** Objective **
All of the records below must be output exactly, with no pictures carried over.

** Entries **
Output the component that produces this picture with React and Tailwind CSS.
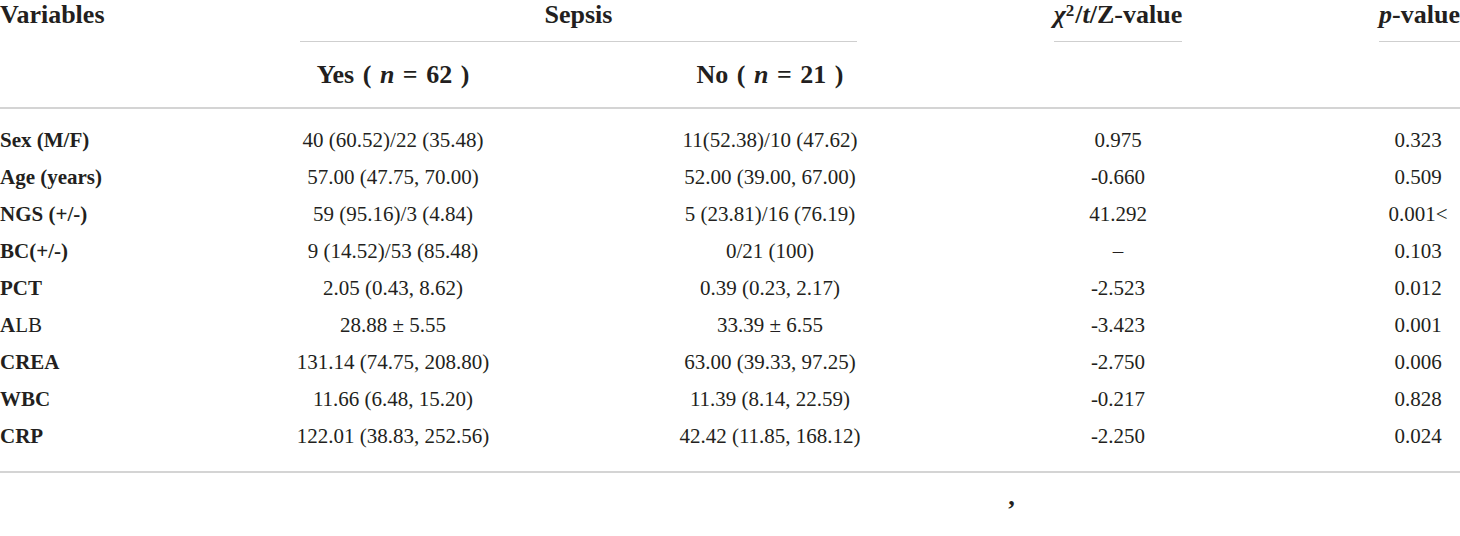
import React from "react";

const COLS = "grid grid-cols-[300px_186px_197px_174px_161px_200px_158px_84px]";

const rows = [
  [<b>Sex (M/F)</b>, "40 (60.52)/22 (35.48)", "11(52.38)/10 (47.62)", "0.975", "0.323"],
  [<b>Age (years)</b>, "57.00 (47.75, 70.00)", "52.00 (39.00, 67.00)", "-0.660", "0.509"],
  [<b>NGS (+/-)</b>, "59 (95.16)/3 (4.84)", "5 (23.81)/16 (76.19)", "41.292", "0.001<"],
  [<b>BC(+/-)</b>, "9 (14.52)/53 (85.48)", "0/21 (100)", "–", "0.103"],
  [<b>PCT</b>, "2.05 (0.43, 8.62)", "0.39 (0.23, 2.17)", "-2.523", "0.012"],
  [<span><b>A</b>LB</span>, "28.88 ± 5.55", "33.39 ± 6.55", "-3.423", "0.001"],
  [<b>CREA</b>, "131.14 (74.75, 208.80)", "63.00 (39.33, 97.25)", "-2.750", "0.006"],
  [<b>WBC</b>, "11.66 (6.48, 15.20)", "11.39 (8.14, 22.59)", "-0.217", "0.828"],
  [<b>CRP</b>, "122.01 (38.83, 252.56)", "42.42 (11.85, 168.12)", "-2.250", "0.024"],
];

export default function App() {
  return (
    <div
      className="w-[1460px] h-[536px] bg-white text-[#231f20] overflow-hidden"
      style={{ fontFamily: '"Liberation Serif", "Times New Roman", serif' }}
    >
      {/* header row 1 */}
      <div className={`${COLS} text-[26px] font-bold leading-[30px]`}>
        <div className="col-start-1 whitespace-nowrap">Variables</div>
        <div className="col-start-2 col-span-3 text-center pb-[11px] border-b border-[#cfcfcf]">
          Sepsis
        </div>
        <div className="col-start-6 flex justify-center">
          <span className="inline-block whitespace-nowrap pb-[11px] border-b border-[#cfcfcf] h-[42px]">
            <i>χ</i>
            <sup className="text-[17px] relative -top-[7px] mr-[1px]">2</sup>
            /<i>t</i>/Z-value
          </span>
        </div>
        <div className="col-start-8 flex justify-end">
          <span className="inline-block whitespace-nowrap pb-[11px] border-b border-[#cfcfcf] h-[42px]">
            <i>p</i>-value
          </span>
        </div>
      </div>

      {/* header row 2 */}
      <div className={`${COLS} text-[26px] font-bold leading-[30px] pt-[18px] pb-[17px] border-b-2 border-[#d4d4d4]`}>
        <div className="col-start-2 text-center whitespace-nowrap [word-spacing:2px]">
          Yes ( <i>n</i> = 62 )
        </div>
        <div className="col-start-4 text-center whitespace-nowrap [word-spacing:2px]">
          No ( <i>n</i> = 21 )
        </div>
      </div>

      {/* body */}
      <div className="pt-[13px] pb-[16px] border-b-2 border-[#d4d4d4] text-[21px]">
        {rows.map((r, i) => (
          <div key={i} className={`${COLS} h-[37px] leading-[37px] whitespace-nowrap`}>
            <div className="col-start-1">{r[0]}</div>
            <div className="col-start-2 flex justify-center">
              <span>{r[1]}</span>
            </div>
            <div className="col-start-4 flex justify-center">
              <span>{r[2]}</span>
            </div>
            <div className="col-start-6 flex justify-center">
              <span>{r[3]}</span>
            </div>
            <div className="col-start-8 flex justify-center">
              <span>{r[4]}</span>
            </div>
          </div>
        ))}
      </div>

      <div className="pl-[1007px] pt-[24px] text-[26px] leading-[26px] font-bold">’</div>
    </div>
  );
}
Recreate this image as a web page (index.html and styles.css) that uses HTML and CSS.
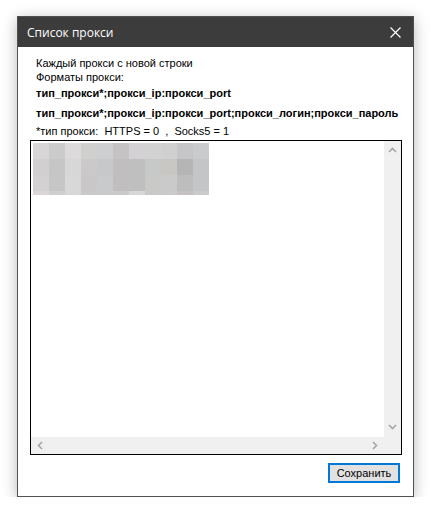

** Finished answer **
Output the component that produces this picture with React and Tailwind CSS.
import React from "react";

const COLS = "grid grid-cols-[300px_186px_197px_174px_161px_200px_158px_84px]";

const rows = [
  [<b>Sex (M/F)</b>, "40 (60.52)/22 (35.48)", "11(52.38)/10 (47.62)", "0.975", "0.323"],
  [<b>Age (years)</b>, "57.00 (47.75, 70.00)", "52.00 (39.00, 67.00)", "-0.660", "0.509"],
  [<b>NGS (+/-)</b>, "59 (95.16)/3 (4.84)", "5 (23.81)/16 (76.19)", "41.292", "0.001<"],
  [<b>BC(+/-)</b>, "9 (14.52)/53 (85.48)", "0/21 (100)", "–", "0.103"],
  [<b>PCT</b>, "2.05 (0.43, 8.62)", "0.39 (0.23, 2.17)", "-2.523", "0.012"],
  [<span><b>A</b>LB</span>, "28.88 ± 5.55", "33.39 ± 6.55", "-3.423", "0.001"],
  [<b>CREA</b>, "131.14 (74.75, 208.80)", "63.00 (39.33, 97.25)", "-2.750", "0.006"],
  [<b>WBC</b>, "11.66 (6.48, 15.20)", "11.39 (8.14, 22.59)", "-0.217", "0.828"],
  [<b>CRP</b>, "122.01 (38.83, 252.56)", "42.42 (11.85, 168.12)", "-2.250", "0.024"],
];

export default function App() {
  return (
    <div
      className="w-[1460px] h-[536px] bg-white text-[#231f20] overflow-hidden"
      style={{ fontFamily: '"Liberation Serif", "Times New Roman", serif' }}
    >
      {/* header row 1 */}
      <div className={`${COLS} text-[26px] font-bold leading-[30px]`}>
        <div className="col-start-1 whitespace-nowrap">Variables</div>
        <div className="col-start-2 col-span-3 text-center pb-[11px] border-b border-[#cfcfcf]">
          Sepsis
        </div>
        <div className="col-start-6 flex justify-center">
          <span className="inline-block whitespace-nowrap pb-[11px] border-b border-[#cfcfcf] h-[42px]">
            <i>χ</i>
            <sup className="text-[17px] relative -top-[7px] mr-[1px]">2</sup>
            /<i>t</i>/Z-value
          </span>
        </div>
        <div className="col-start-8 flex justify-end">
          <span className="inline-block whitespace-nowrap pb-[11px] border-b border-[#cfcfcf] h-[42px]">
            <i>p</i>-value
          </span>
        </div>
      </div>

      {/* header row 2 */}
      <div className={`${COLS} text-[26px] font-bold leading-[30px] pt-[18px] pb-[17px] border-b-2 border-[#d4d4d4]`}>
        <div className="col-start-2 text-center whitespace-nowrap [word-spacing:2px]">
          Yes ( <i>n</i> = 62 )
        </div>
        <div className="col-start-4 text-center whitespace-nowrap [word-spacing:2px]">
          No ( <i>n</i> = 21 )
        </div>
      </div>

      {/* body */}
      <div className="pt-[13px] pb-[16px] border-b-2 border-[#d4d4d4] text-[21px]">
        {rows.map((r, i) => (
          <div key={i} className={`${COLS} h-[37px] leading-[37px] whitespace-nowrap`}>
            <div className="col-start-1">{r[0]}</div>
            <div className="col-start-2 flex justify-center">
              <span>{r[1]}</span>
            </div>
            <div className="col-start-4 flex justify-center">
              <span>{r[2]}</span>
            </div>
            <div className="col-start-6 flex justify-center">
              <span>{r[3]}</span>
            </div>
            <div className="col-start-8 flex justify-center">
              <span>{r[4]}</span>
            </div>
          </div>
        ))}
      </div>

      <div className="pl-[1007px] pt-[24px] text-[26px] leading-[26px] font-bold">’</div>
    </div>
  );
}
Recreate this image as a web page (index.html and styles.css) that uses HTML and CSS.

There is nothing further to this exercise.